One challenge that was encountered was that there are 2 different methods used to aggregate packets. The first is A-MSDU, Aggregate Mac Service Data Unit, meaning that data in each Wi-Fi frame is unique by both sender and receiver. The other method is A-MPDU, Aggregate MAC Protocol Data Unit, meaning that data is only unique for the Receiver only. Only the A-MPDU protocol will allow a spoofed wifi frame to be sent holding data from two different sources going to the same destination.

As long as the 2nd protocol is in use, a proposed attack will pretend to be two different clients and combine their PWD-ID requests containing Wi-Fi passwords into a single Wi-Fi frame. A 3rd client is faked initiating a FILS request (with a fake reauth with the goal of filling the buffer) Because sending two PWD-ID frames with different IDs is not a valid operation within one Wifi frame, the researchers modified an Atheros chip firmware in order to do this. The receive order of the PWD-Commit responses reveals which request took less time.

Running 5000 concurrent requests allowed them to create a histogram of the number of iterations in H2C per password. This signature of “number of iterations per password” is then used to identify passwords. Because this is a very fast process, the authors were able to attack the Rock-you password list using a dictionary attack using a standard video card, at a rate of 2.49*10^9 passwords per second checked.

Limitations

These new techniques allow us to exploit timing attacks in ways previously thought impossible. These implementations are always faster than traditional timing attacks, and often more accurate as well. Web timing attacks over HTTP/2 can be performed about as well as attacks run on a local machine.

Prerequisites for a successful attack include the requirement of simultaneous arrival. There must be a technique that will force two requests to arrive in the same TCP packet. In addition, once packets arrive, they must be executed concurrently. In the protocol itself, there must be support for either multiplexing, or multiple connections will need to be made. Finally, the actual response order must infer some sort of secret information to the attacker.

Other limitations of this method include the fact that our timing information is relative. This is not a problem if time is a rough approximation for the number of results. If we only have an order, then a baseline needs to be found in order to help us interpret our results.

Multistep handshaking protocols and protocols that depend on the outcome of the previous block are impossible to attack using his technique, as they prevent concurrency in the protocol from being exploited. As seen in a few cases, sometimes encapsulating multiple requests in a single packet at a different layer in the protocol will circumvent these limitations.

Defenses

The theoretical defense of forcing everything to execute in constant time will always prevent timing attacks, including concurrent ones. A more realistic strategy is to add random delays to incoming requests. An even more realistic strategy is to add random delays to incoming requests that could be transported together. This unfortunately includes 90% of all HTTP/2 traffic as determined by simulation of real-world browsing. If you only look at padding per endpoint and only pad static content, this drops to a somewhat more realistic 20%.
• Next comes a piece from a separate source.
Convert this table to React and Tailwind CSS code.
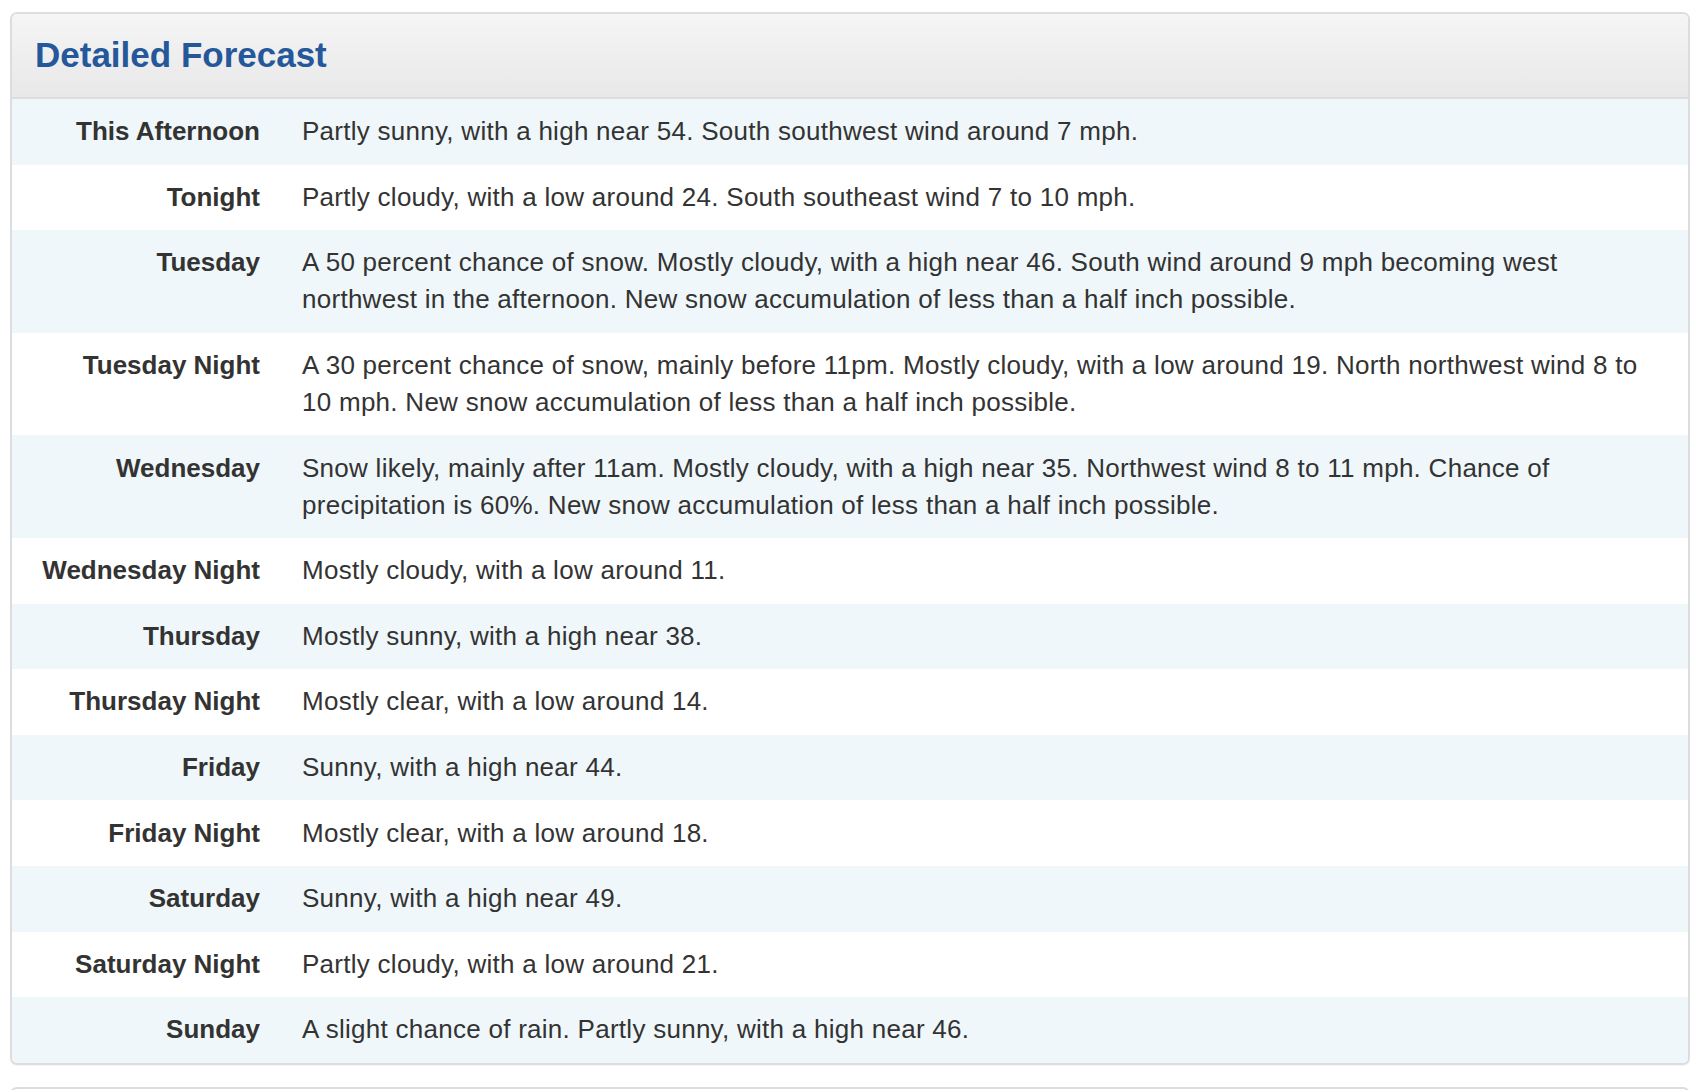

Another approach to prevent these attacks would be to disable Nagle’s algorithm, or alternatively pad all requests so they cannot be combined with any other requests. It is also possible for a web browser to prevent this information from leaking, but would similarly require substantial overhead.

Discussions

The scientific nugget the paper contributed instilled an almost magical feeling of wonder, which is reminiscent of the scientific prophecies offered by the Mayhem paper and the theoretical papers from the 70s and before. Whereas Kanak shared his own nugget of wisdom: stating, “computers were fake in the 70s.”

The paper detailed a new class of timing attacks that use multi-request encapsulation and order evaluation, which leverages processing parallelism to overcome the random timing delays introduced by network transmission. The richest scientific nugget multi-request encapsulation will likely result in many powerful derivative works over the years to come.

With that said, the paper missed an opportunity by not including a rigorous analysis of their technique. In such an analysis, the paper should have provided a better framework for discussing and analyzing their work by defining and describing the general technique and then applying the general technique to experiments and their results. Such an analysis would have made it easier for the reader to see the paper’s roadmap and the common themes that linked different evaluations together and provided a framework for future discussions. For example, some readers felt like the broad differences between the HTTP/2 and WiFi experiments made for two different papers. However, with some discussion of our own, we found the experiments were meant to show the power and adaptability of the undefined multi-request encapsulation technique and not specific attacks on each of the protocols. Thus, without explicitly defining the concepts it is likely many readers of the paper will miss the most significant scientific contribution the research uncovered, which will hinder future discussions between researchers on this class of attack and potentially slow its adoption.

Nevertheless, this is still a great scientific contribution that provides an amazing net positive to the research community.

Future Directions, Questions, Thoughts

As with many new technologies, HTTP/2 is intended to enable the use of concurrency to speed up HTTP responses; however, it also introduces a whole new attack vector. How widely used is HTTP/2? Can you analyze a server and see if it’s vulnerable to this type of attack. I.e., could postgres, in certain configs, farm out queries concurrently How many programs that are concurrent that have a handler can this be applied to? For example: Can you carefully control when a fd leaks parallel flushes? In a program that uses libc and fprintf is there some sort of buffering that can be exploited to cause the compaction of requests Can we create buffer bloat such that it introduces a vulnerability? Can the technique be used to remove local latency in binaries? Could triggering concurrent requests on different cores be faster than possible context switching on localhost? Would it be possible to use the technique on websites to figure out a user’s password even though any well-respected crypto lib will make sure there aren’t timing attacks that are possible.